Während im brasilianischen Amazonasgebiet der Rio Negro Höchststände aufwies und die Region mit Hochwasser konfrontiert war, fehlt im Zentrum und Süden des Landes das Wasser. Das hängt mit den Auswirkungen des Klimawandels zusammen, analysierte das Instituto Socioambiental. Das Bergbau- und Energieministerium spricht von der schlimmsten Dürre seit 91 Jahren.

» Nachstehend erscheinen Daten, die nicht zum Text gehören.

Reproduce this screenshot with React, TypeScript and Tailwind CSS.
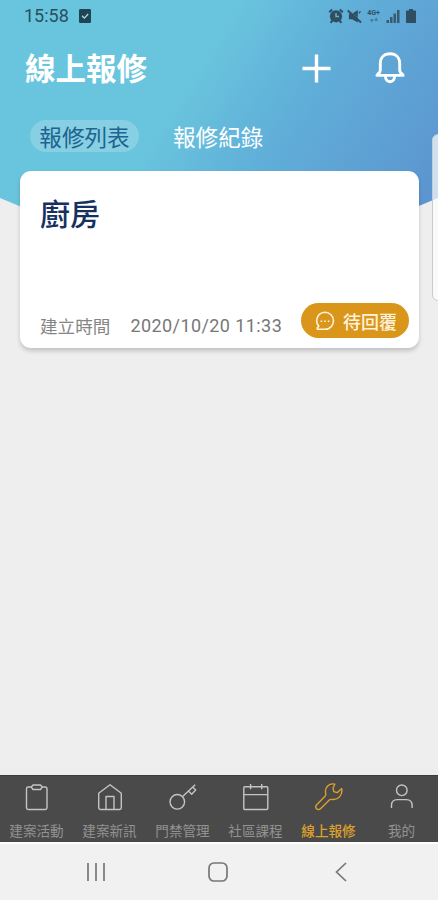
import React from 'react';

type IconProps = { className?: string };

const AlarmIcon = ({ className }: IconProps) => (
  <svg className={className} viewBox="0 0 16 16" fill="none" stroke="currentColor">
    <circle cx="8" cy="8.3" r="6.1" fill="currentColor" stroke="none" />
    <path d="M1.2 4.2 4.2 1.4M14.8 4.2l-3-2.8" strokeWidth="2" />
    <path d="M4.3 12.6 2.6 14.800M11.7 12.6l1.7 2.200" strokeWidth="2" />
    <path d="M8 5v3.5h3" stroke="#66b5d8" strokeWidth="1.4" />
  </svg>
);

const MuteIcon = ({ className }: IconProps) => (
  <svg className={className} viewBox="0 0 16 16" fill="none" stroke="currentColor">
    <path d="M2 5h3.500L11.500 1v13.500L5.500 11H2z" fill="currentColor" stroke="none" />
    <path d="M2.800 1.800 15 13" stroke="#66b1d8" strokeWidth=".7" />
    <path d="M.8 1.500 15 14.400" strokeWidth="2.200" />
    <path d="M12.500 4.500 14.500 2.500" strokeWidth="1.400" />
  </svg>
);

const SignalIcon = ({ className }: IconProps) => (
  <svg className={className} viewBox="0 0 14 14" fill="currentColor">
    <path d="M.5 11H3v3H.5zM4 8h2.500v6H4zM7.500 4.500H10V14H7.500zM11 1h2.500v13H11z" opacity=".85" />
  </svg>
);

const BatteryIcon = ({ className }: IconProps) => (
  <svg className={className} viewBox="0 0 10 14" fill="currentColor">
    <path d="M3 0h4v1.6h2c.6 0 1 .4 1 1V13c0 .6-.4 1-1 1H1c-.6 0-1-.4-1-1V2.600c0-.6.4-1 1-1h2z" />
  </svg>
);

const CheckBoxIcon = ({ className }: IconProps) => (
  <svg className={className} viewBox="0 0 12 14">
    <rect width="12" height="14" rx="1.2" fill="currentColor" />
    <path d="m3 6.800 2.300 2.300L9.200 5" fill="none" stroke="#a9dfec" strokeWidth="1.3" />
  </svg>
);

const BellIcon = () => (
  <svg className="size-8" viewBox="0 0 32 32" fill="none" stroke="white" strokeWidth="2.900" strokeLinejoin="round">
    <path d="M2.900 23.400c.2-1.500 3.400-2.600 3.400-5V11.500C6.300 5.800 10 1.800 16 1.800s9.700 4 9.700 9.700v6.900c0 2.400 3.200 3.500 3.400 5z" />
    <path d="M11.300 24c.3 3.700 1.800 5.700 4.700 5.700s4.400-2 4.700-5.700" />
  </svg>
);

const ChatIcon = () => (
  <svg className="size-5" viewBox="0 0 20 20" fill="none" stroke="#fff3dc" strokeWidth="1.600" strokeLinejoin="round">
    <path d="M10 1.300a8.400 8.400 0 1 1 0 17H2.300v-1.400l1.500-1.700A8.400 8.400 0 0 1 10 1.300z" />
    <path d="M5.600 10.200h1.600M9.200 10.200h1.600M12.800 10.200h1.600" strokeWidth="1.600" />
  </svg>
);

const ICONS = {
  clipboard: (
    <>
      <path d="M8.500 4H5.200A1.700 1.700 0 0 0 3.500 5.700v19.100a1.700 1.700 0 0 0 1.700 1.700h17.100a1.700 1.700 0 0 0 1.700-1.700V5.700A1.700 1.700 0 0 0 22.300 4H19" />
      <path d="M10 2h7.500l1.700 2-1.700 2.500H10L8.300 4z" />
    </>
  ),
  home: (
    <>
      <path d="M2.700 10.200 14 1.700l11.300 8.500v14.600c0 1-.7 1.700-1.700 1.700H4.400c-1 0-1.700-.7-1.700-1.700z" />
      <path d="M10 26.300V13.500h8v12.800" />
    </>
  ),
  key: (
    <>
      <circle cx="8.300" cy="18.800" r="7.300" />
      <path d="M13.600 13.500 26.200 1.700M19.500 8l3.200 3.200 4-4.200-3.100-2.900" />
    </>
  ),
  calendar: (
    <>
      <rect x="1.800" y="3.800" width="24" height="22.700" rx="1" />
      <path d="M1.800 11.600h24M8.600 1v5.200M19.700 1v5.200" />
    </>
  ),
  wrench: (
    <path d="M19.800 1.200c-5.600-1.500-10.500 3.300-9.100 9.300.3 1.200 0 2-.7 2.800L1.500 22a2.800 2.800 0 0 0 0 3.700 2.800 2.800 0 0 0 4 0l8.800-8.600c.8-.8 1.600-.9 2.700-.7 6 1.100 10.900-4.200 9.700-10.800l-4.500 4.100-3.400-1-.8-3.500z" />
  ),
  person: (
    <>
      <circle cx="13.800" cy="7.300" r="5.300" />
      <path d="M3.500 25v-2.600c0-3.600 2.200-5.800 5.800-5.800h9c3.600 0 5.800 2.200 5.800 5.800V25" />
    </>
  ),
};

const TABS: { label: string; icon: keyof typeof ICONS; active?: boolean }[] = [
  { label: '建案活動', icon: 'clipboard' },
  { label: '建案新訊', icon: 'home' },
  { label: '門禁管理', icon: 'key' },
  { label: '社區課程', icon: 'calendar' },
  { label: '線上報修', icon: 'wrench', active: true },
  { label: '我的', icon: 'person' },
];

const StatusBar = () => (
  <div className="flex h-8 items-center justify-between pl-6 pr-[22px] text-[#28505f]">
    <div className="flex items-center gap-[10px]">
      <span className="font-[Roboto] text-[18px] leading-8">15:58</span>
      <CheckBoxIcon className="h-[14px] w-3 text-[#1f4552]" />
    </div>
    <div className="flex items-center text-[#2f4e61]">
      <AlarmIcon className="size-4" />
      <MuteIcon className="ml-[3px] size-[15px]" />
      <div className="ml-1 flex w-[15px] flex-col items-center font-[Roboto] text-[7px] font-bold leading-[7px]">
        <span>4G+</span>
        <svg className="h-[6px] w-2 opacity-50" viewBox="0 0 8 6" fill="currentColor">
          <path d="M0 2h3.600L1.800 6zM4.400 4H8L6.200 0z" />
        </svg>
      </div>
      <SignalIcon className="ml-[5px] size-[14px]" />
      <BatteryIcon className="ml-[6px] h-[14px] w-[10px]" />
    </div>
  </div>
);

const RepairCard = () => (
  <div className="ml-5 mr-[19px] flex h-[177px] flex-col justify-between rounded-[11px] bg-white pl-5 pr-[10px] shadow-[0_3px_4px_rgba(0,0,0,0.18)]">
    <h2 className="pt-[19px] text-[30px] font-medium leading-[44px] text-[#17305f]">廚房</h2>
    <div className="flex items-end pb-[10px]">
      <span className="text-[17.600px] leading-6 text-[#858585]">建立時間</span>
      <span className="ml-5 whitespace-nowrap font-[Roboto] text-[18px] leading-6 tracking-[0.420px] text-[#777]">2020/10/20 11:33</span>
      <div className="ml-auto flex h-[35px] w-[108px] shrink-0 items-center gap-2 rounded-full bg-[#da951b] pl-[14px]">
        <ChatIcon />
        <span className="whitespace-nowrap text-[18px] font-medium leading-none text-[#fff3dc]">待回覆</span>
      </div>
    </div>
  </div>
);

const TabBar = () => (
  <nav className="grid h-[67px] grid-cols-6 border-t border-[#3c3c3c] bg-[#4a4a4a]">
    {TABS.map(({ label, icon, active }) => (
      <div
        key={label}
        className={`flex flex-col items-center pt-[7px] ${active ? 'text-[#dda02a]' : 'text-[#c4c4c4]'}`}
      >
        <svg className="size-7" viewBox="0 0 28 28" fill="none" stroke="currentColor" strokeWidth="1.4" strokeLinejoin="round">
          {ICONS[icon]}
        </svg>
        <span className={`mt-[10px] whitespace-nowrap text-[13.600px] leading-[18px] ${active ? 'font-medium' : 'text-[#929292]'}`}>
          {label}
        </span>
      </div>
    ))}
  </nav>
);

const App: React.FC = () => {
  return (
    <div className="relative flex h-[900px] w-[438px] flex-col overflow-hidden bg-[#eeeeee] font-['Noto_Sans_CJK_TC',sans-serif]">
      {/* Gradient backdrop that tapers to a point behind the card */}
      <div className="absolute inset-x-0 top-0 h-[240px] bg-[linear-gradient(122deg,#69c5dd_40%,#60afd9_61%,#5c95cf_94%)] [clip-path:polygon(0_0,100%_0,100%_198px,77%_240px,23%_240px,0_198px)]" />

      <div className="relative flex min-h-0 flex-1 flex-col">
        <StatusBar />
        <header className="flex h-[72px] items-center pl-[25px] pr-8">
          <h1 className="flex-1 pb-[2px] text-[30.500px] font-bold leading-[44px] text-white">線上報修</h1>
          <svg className="mr-[43px] size-[29px]" viewBox="0 0 29 29" stroke="white" strokeWidth="3.400">
            <path d="M14.500 0.500v28M0.500 14.500h28" />
          </svg>
          <BellIcon />
        </header>
        <div className="flex h-[67px] items-start gap-[34px] pl-[30px] pt-4">
          <span className="flex h-8 w-[109px] items-center justify-center rounded-full bg-white/20 pt-px text-[22.600px] text-[#21638f]">報修列表</span>
          <span className="flex h-8 items-center pt-px text-[22.600px] text-white">報修紀錄</span>
        </div>
        <RepairCard />
      </div>

      {/* Edge panel handle */}
      <div className="absolute left-[432px] top-[134px] h-[167px] w-4 rounded-[6px] border border-[#c8ccd0] bg-white/70" />

      <TabBar />
      <div className="flex h-[58px] items-center border-t-2 border-white bg-[#f1f1f1] pl-[87px]">
        <svg className="h-5 w-[18px]" viewBox="0 0 18 20" stroke="#777" strokeWidth="1.700">
          <path d="M1 1v18M9 1v18M17 1v18" />
        </svg>
        <svg className="ml-[103px] size-5" viewBox="0 0 20 20" fill="none" stroke="#777" strokeWidth="1.700">
          <rect x="1" y="1" width="18" height="18" rx="5" />
        </svg>
        <svg className="ml-[107px] h-5 w-3" viewBox="0 0 12 20" fill="none" stroke="#777" strokeWidth="1.700">
          <path d="M11 1 1.500 10 11 19" />
        </svg>
      </div>
    </div>
  );
};

export default App;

Die Folgen sind fatal. Besonders betroffen sind die landwirtschaftlichen Zentren in den Bundesstaaten Sao Paulo und Mato Grosso do Sul. Hier brachte die Regenzeit von November bis März die geringsten Niederschlagsmengen seit 20 Jahren.
Nächte ohne Wasser
Die Landwirtschaft macht in Brasilien 30 Prozent des Bruttoinlandsprodukts (BIP) aus. Der brasilianische Ökologe der Universität von Brasilia, Jose Francisco Golcalves, sagte gegenüber der „Financial Times“ („FT“), dass die Dürre „die Inflation und die Rohstoffe auf globaler Ebene anheizen und das brasilianische BIP senken wird“. Das habe direkte Auswirkungen.

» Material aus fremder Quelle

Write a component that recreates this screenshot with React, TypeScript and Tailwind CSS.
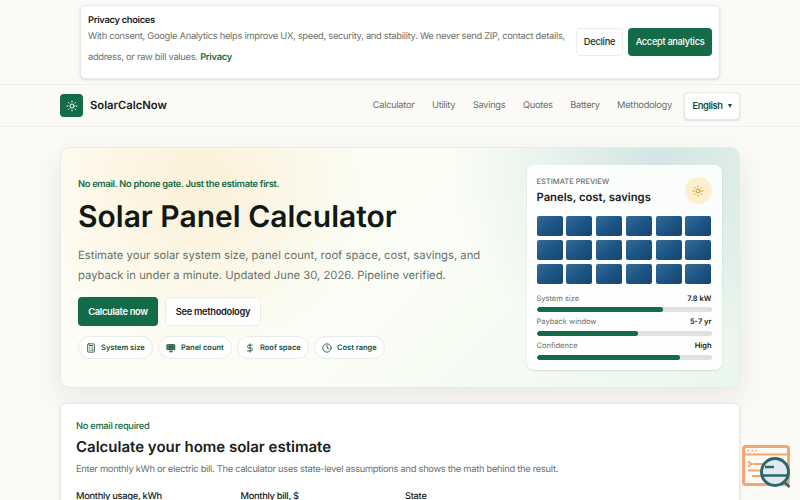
import { Calculator, Clock, DollarSign } from "lucide-react";

const navItems = ["Calculator", "Utility", "Savings", "Quotes", "Battery", "Methodology"];

const metrics = [
  { label: "System size", value: "7.8 kW", pct: 72 },
  { label: "Payback window", value: "5-7 yr", pct: 58 },
  { label: "Confidence", value: "High", pct: 82 },
];

function SunIcon({ className }: { className?: string }) {
  return (
    <svg viewBox="0 0 24 24" fill="none" stroke="currentColor" strokeWidth="2" strokeLinecap="round" className={className}>
      <circle cx="12" cy="12" r="4" />
      <path d="M12 2v2M12 20v2M4.9 4.9l1.4 1.4M17.7 17.7l1.4 1.4M2 12h2M20 12h2M6.3 17.7l-1.4 1.4M19.1 4.9l-1.4 1.4" />
    </svg>
  );
}

function PanelIcon({ className }: { className?: string }) {
  return (
    <svg viewBox="0 0 24 24" fill="none" stroke="currentColor" strokeWidth="2" strokeLinecap="round" strokeLinejoin="round" className={className}>
      <path fill="currentColor" fillOpacity="0.4" d="M3 4h18v12H3z" />
      <path d="M3 8h18M3 12h18M8 4v12M12 4v17M16 4v12M8 21h8" />
    </svg>
  );
}

const chips = [
  { label: "System size", icon: Calculator, width: "w-[75px]" },
  { label: "Panel count", icon: PanelIcon, width: "w-[74px]" },
  { label: "Roof space", icon: DollarSign, width: "w-[72px]" },
  { label: "Cost range", icon: Clock, width: "w-[71px]" },
];

function PrivacyBanner() {
  return (
    <div className="mx-auto mt-[5px] flex h-[74px] w-[640px] items-center justify-between rounded-[5px] border border-[#e8eae5] bg-white px-[7px] shadow-[0_1px_3px_rgba(20,40,30,0.13)]">
      <div className="-mt-[2px] w-[486px]">
        <p className="h-[12px] text-[9.3px] leading-[13px] font-semibold tracking-[-0.031em] text-[#18201b]">Privacy choices</p>
        <p className="text-[9.3px] leading-[21.25px] tracking-[-0.029em] whitespace-nowrap text-[#69716a]">
          With consent, Google Analytics helps improve UX, speed, security, and stability. We never send ZIP, contact details,
          <br />
          address, or raw bill values. <a className="font-semibold text-[#136b48]">Privacy</a>
        </p>
      </div>
      <div className="flex gap-[5px]">
        <button className="h-[28px] w-[47px] rounded-[4px] border border-[#ecedea] bg-white text-[9.3px] font-medium tracking-[-0.031em] text-[#262d28]">
          Decline
        </button>
        <button className="h-[28px] w-[84px] rounded-[4px] bg-[#136b48] text-[9.3px] font-medium tracking-[-0.036em] whitespace-nowrap text-white">
          Accept analytics
        </button>
      </div>
    </div>
  );
}

function Header() {
  return (
    <header className="mt-[5px] h-[43px] border-y border-[#efeeea] bg-[#fbfaf6]">
      <div className="mx-auto flex h-full w-[680px] items-center">
        <span className="flex size-[23px] items-center justify-center rounded-[4px] bg-[#136b48] text-white">
          <SunIcon className="size-[12px]" />
        </span>
        <span className="ml-[7px] text-[11.25px] font-semibold text-[#18201b]">SolarCalcNow</span>
        <nav className="ml-auto flex gap-[17.5px] text-[9.3px] tracking-[-0.03em] text-[#69716a]">
          {navItems.map((item) => (
            <a key={item}>{item}</a>
          ))}
        </nav>
        <button className="ml-[12px] flex h-[28px] w-[56px] items-center justify-center gap-[5px] rounded-[4px] border border-[#e6e8e3] bg-white text-[9.3px] font-semibold tracking-[-0.04em] text-[#164e38] shadow-[0_1px_2px_rgba(20,40,30,0.12)]">
          English
          <svg viewBox="0 0 4 4" className="size-[4px] fill-current">
            <path d="M0 0h4L2 4z" />
          </svg>
        </button>
      </div>
    </header>
  );
}

function EstimatePreview() {
  return (
    <div className="h-[205px] w-[195px] rounded-[7px] border border-white bg-white/90 px-[9px] pt-[9px] shadow-[0_1px_2px_rgba(20,40,30,0.12)]">
      <div className="flex h-[41px] justify-between">
        <div>
          <p className="mt-px text-[7.5px] leading-[12px] font-medium text-[#69716a]">ESTIMATE PREVIEW</p>
          <h2 className="mt-px text-[11.25px] leading-[17px] font-semibold text-[#18201b]">Panels, cost, savings</h2>
        </div>
        <span className="mt-[2px] flex size-[27px] items-center justify-center rounded-full bg-[#fef0cf] text-[#c39a20]">
          <SunIcon className="size-[12px]" />
        </span>
      </div>
      <div className="grid grid-cols-6 gap-[3.75px]">
        {Array.from({ length: 18 }, (_, i) => (
          <span key={i} className="h-[20px] rounded-[2px] bg-linear-to-br from-[#386b95] via-[#1b5687] to-[#194469]" />
        ))}
      </div>
      <div className="mt-[9px]">
        {metrics.map((m) => (
          <div key={m.label} className="h-[23.75px]">
            <div className="flex justify-between text-[7.5px] leading-[12px] text-[#69716a]">
              <span>{m.label}</span>
              <span className="font-semibold text-[#18201b]">{m.value}</span>
            </div>
            <div className="mt-[2.5px] h-[5px] overflow-hidden rounded-full bg-[#dde2de]">
              <div className="h-full rounded-full bg-[#136b48]" style={{ width: `${m.pct}%` }} />
            </div>
          </div>
        ))}
      </div>
    </div>
  );
}

function Hero() {
  return (
    <section className="mx-auto mt-[20px] flex h-[241px] w-[680px] justify-between rounded-[10px] border border-[#e8ebe3] bg-[radial-gradient(circle_at_20%_15%,rgba(248,213,151,0.32),transparent_30%),radial-gradient(circle_at_88%_5%,rgba(96,157,181,0.24),transparent_32%),linear-gradient(135deg,#fffdf6_0%,#fafdf5_55%,#eaf7ed_100%)] py-[17px] pr-[17.5px] pl-[17px] shadow-[0_12px_32px_rgba(30,40,30,0.08)]">
      <div>
        <p className="mt-[12px] text-[9.3px] leading-[15px] font-semibold tracking-[-0.032em] text-[#136b48]">No email. No phone gate. Just the estimate first.</p>
        <h1 className="mt-[6px] text-[30px] leading-[38px] font-semibold whitespace-nowrap text-[#101812]">Solar Panel Calculator</h1>
        <p className="mt-[9px] text-[11.25px] leading-[20px] whitespace-nowrap text-[#69716a]">
          Estimate your solar system size, panel count, roof space, cost, savings, and
          <br />
          payback in under a minute. Updated June 30, 2026. Pipeline verified.
        </p>
        <div className="mt-[12px] flex gap-[7px] text-[9.3px] font-semibold tracking-[-0.032em]">
          <button className="h-[29px] w-[80px] rounded-[4px] bg-[#136b48] text-white">Calculate now</button>
          <button className="h-[29px] w-[96px] rounded-[4px] border border-[#ecedea] bg-white text-[#18201b]">See methodology</button>
        </div>
        <div className="mt-[10px] flex gap-[5px]">
          {chips.map(({ label, icon: Icon, width }) => (
            <span key={label} className={`flex h-[23px] items-center rounded-full border border-[#e8ece6] bg-white/85 pl-[7px] text-[7.5px] font-semibold whitespace-nowrap text-[#164e38] ${width}`}>
              <Icon className="mr-[5px] size-[10px]" />
              {label}
            </span>
          ))}
        </div>
      </div>
      <EstimatePreview />
    </section>
  );
}

function CalculatorCard() {
  return (
    <section className="mx-auto mt-[15px] h-[200px] w-[680px] rounded-[5px] border border-[#e6e8e3] bg-white px-[15px] pt-[15px] shadow-[0_1px_3px_rgba(20,40,30,0.12)]">
      <p className="text-[9.3px] leading-[15px] font-medium tracking-[-0.032em] text-[#136b48]">No email required</p>
      <h2 className="mt-[3px] text-[15px] leading-[20px] font-semibold text-[#18201b]">Calculate your home solar estimate</h2>
      <p className="mt-[5px] text-[9.3px] leading-[16px] tracking-[-0.029em] text-[#69716a]">
        Enter monthly kWh or electric bill. The calculator uses state-level assumptions and shows the math behind the result.
      </p>
      <div className="mt-[12px] grid grid-cols-[164.5px_164.5px_1fr] text-[9.3px] leading-[14px] font-medium tracking-[-0.032em] text-[#18201b]">
        <span>Monthly usage, kWh</span>
        <span>Monthly bill, $</span>
        <span>State</span>
      </div>
    </section>
  );
}

function InspectBadge() {
  return (
    <svg viewBox="0 0 50 45" fill="none" className="fixed top-[444px] left-[741px] h-[45px] w-[50px]">
      <rect x="2.5" y="2.5" width="45" height="38" rx="2.5" fill="#fffaf5" stroke="#f3a671" strokeWidth="3" />
      <path d="M2 10.5h46M7 17.5l3.5 2.5-3.5 2.5M12 20h14M7 26.5h13M11 32h12" stroke="#f3a671" strokeWidth="2" />
      <path d="M6.5 6.5h1.5M10.5 6.5h1.5M14.5 6.5h1.5" stroke="#f3a671" strokeWidth="1.5" />
      <circle cx="34" cy="28" r="13.5" fill="#e0e8f2" stroke="#2d6868" strokeWidth="3" />
      <path d="M24 23h9M22 31.5h24M43.5 38l5 5" stroke="#2d6868" strokeWidth="2.5" />
    </svg>
  );
}

export default function App() {
  return (
    <div className="flex h-[500px] flex-col overflow-hidden bg-[#fbfaf6] font-['Inter',sans-serif] [text-rendering:geometricPrecision] *:shrink-0">
      <PrivacyBanner />
      <Header />
      <Hero />
      <CalculatorCard />
      <InspectBadge />
    </div>
  );
}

Aber auch Städte wie Sao Paulo sind von der Wasserknappheit betroffen. Das Cantareira-Stauseesystem etwa versorgt hier mehr als sieben Millionen Menschen. Dessen Wasserstand beträgt heuer nur noch ein Zehntel seiner Kapazität. Einige Bewohner und Bewohnerinnen haben nicht mehr nur nachts kein Wasser, immer wieder wird es auch tagsüber abgeschaltet.
Strom teurer und knapp
Da Wasserkraft etwa 65 Prozent des brasilianischen Stroms ausmacht, wirkt sich die Dürre auch auf die Stromproduktion aus. Durch den notwendigen Umstieg auf Alternativen steigen die Strompreise. Mit der Aktivierung von thermoelektrischen Anlagen erhöhen sich die Treibhausgasemissionen, sagte Marcelo Laterman von Greenpeace gegenüber der „FT“. Schon jetzt gab die brasilianische Regierung Warnungen vor möglichen Stromausfällen heraus. Das Energieministerium diskutiere mit Großverbrauchern und Industrie über Energierationierung für die Zeiten von größerem Energiebedarf.
Baldige Besserung der Situation ist nicht zu erwarten. Schon Anfang Juni erklärte die nationale Wasserbehörde (ANA)die Situation in rund einem halben Dutzend brasilianischer Bundesstaaten entlang des Parana-Flusses bis Ende November für kritisch.
Zusammenhang mit Abholzung möglich
Die Dürre stehe „in direktem Zusammenhang“ mit der Abholzung im Amazonasgebiet, ist Laterman überzeugt. Das Wasserrecyclingsystem des Regenwaldes spiele eine wichtige Rolle bei der Verteilung der Regenfälle in ganz Südamerika. Daten des Nationalen Instituts für Weltraumforschung (INPE), das Satellitenbilder auswertet, zeigen zwar, dass es Anfang des Jahres einen Rückgang bei der Abholzung gab. Der Trend der Jahre davor wies aber in eine andere Richtung.
Laut WWF nahm die Abholzung des Amazonas während der Pandemie dramatisch zu. So zeigen die Daten der Langzeitauswertung von INPE zwischen August 2019 und Juli 2020 einen Anstieg der Abholzung um 9,5 Prozent im Vergleich zum Vorjahreszeitraum. Die Abholzung stieg auf 11.088 Quadratkilometer. Das entspricht 1,58 Millionen Fußballfeldern und ist der höchste Wert seit 2008. Ein großer Teil dieser Fläche wird für den Anbau von Soja verwendet, das neben Asien auch in die EU importiert wird.
Unmut über Bolsonaro
Der Unmut gegenüber der Politik von Präsident Jair Bolsonaro steigt. Bei den Protesten mit Zehntausenden Teilnehmern und Teilnehmerinnen am Samstag in rund 20 Städten in Brasilien wurde nicht nur dessen Umgang mit der Pandemie angesichts von über 500.000 CoV-Toten kritisiert. Zu sehen waren auch Transparente mit „Regierung des Hungers und der Arbeitslosigkeit“.
Laut Angaben des brasilianischen Forschungsnetzwerks für Lebensmittel- und Ernährungssouveränität hat weniger als die Hälfte der brasilianischen Bevölkerung Zugang zu angemessener Nahrung. Neun Prozent der Brasilianer und Brasilianerinnen, etwa 19 Millionen Menschen, leiden an Hunger.